India's External Affairs Minister S Jaishankar stated that ties between India and the US will expand further under Joe Biden's administration, noting that he was part of the period when bilateral relations underwent a radical transformation.
"As vice president, we dealt with him. I happened to be the ambassador during the last phase of the Obama administration. We'd known him earlier when he was in the Senate Foreign Relations Committee as the ranking Democratic member and then as the chairman," Jaishankar said, speaking at an online discussion organised by leading think-tank Gateway House.
Jaishankar said "President-elect Biden is not a stranger" to India or to the relationship between the two countries.

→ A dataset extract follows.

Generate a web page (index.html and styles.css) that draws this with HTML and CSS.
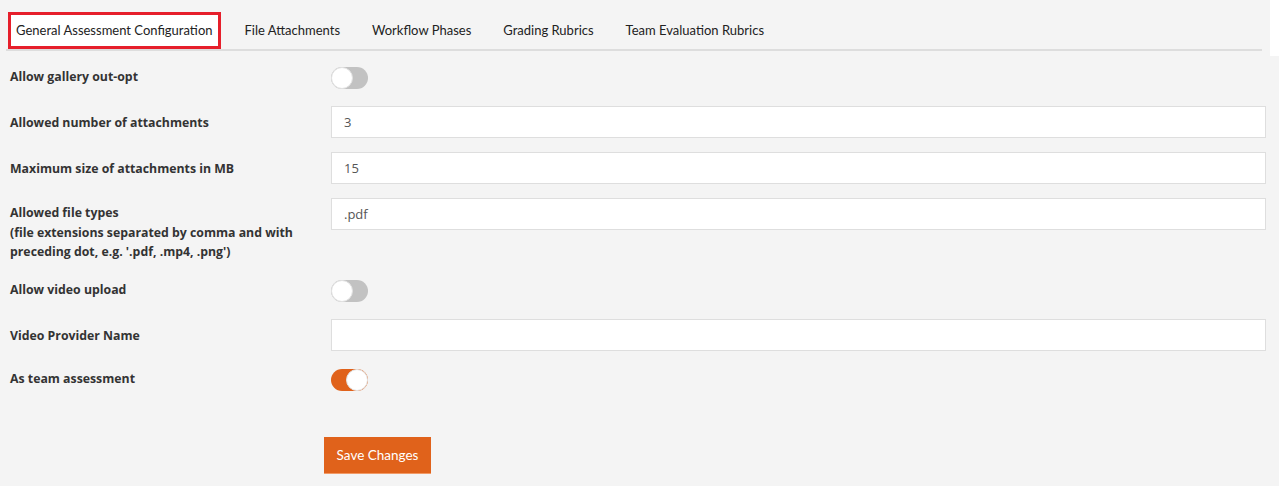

"I think that will be the case as well here and I also say that because within the American politics, it's not just that we deal with the administration of the day, we also tend to deal with the Congress," Jaishankar said.
In another online event yesterday, he also talked about why India did not join the Regional Comprehensive Economic Partnership (RCEP) trade deal because it would have had “negative consequences”.
New Delhi had indicated its concerns with RCEP at the East Asia Summit a year ago because a number of key concerns had not been addressed during the prolonged negotiations for the trade deal, Jaishankar said during an online conversation on India-EU relations organised by the Centre for European Policy Studies.
The 10 member states of the Association of Southeast Asian Nations (ASEAN) and Australia, China, Japan, New Zealand and South Korea signed RCEP on Sunday. Japan led the drafting of a ministers’ declaration that left the door open for India to join the world’s largest trading bloc, covering nearly a third of the global economy, at a later stage.
Referring to a long-delayed proposal for a free trade agreement (FTA) with EU, Jaishankar said the Indian government had spoken of the need to resume negotiations on this. India, he added, wants a “fair and balanced FTA” with EU.
Jaishankar also highlighted the importance attached by India to mobility agreements with European states to facilitate the movement of skilled professionals. There are about 34 million people of Indian-origin across the world, including almost nine million in West Asia, he pointed out.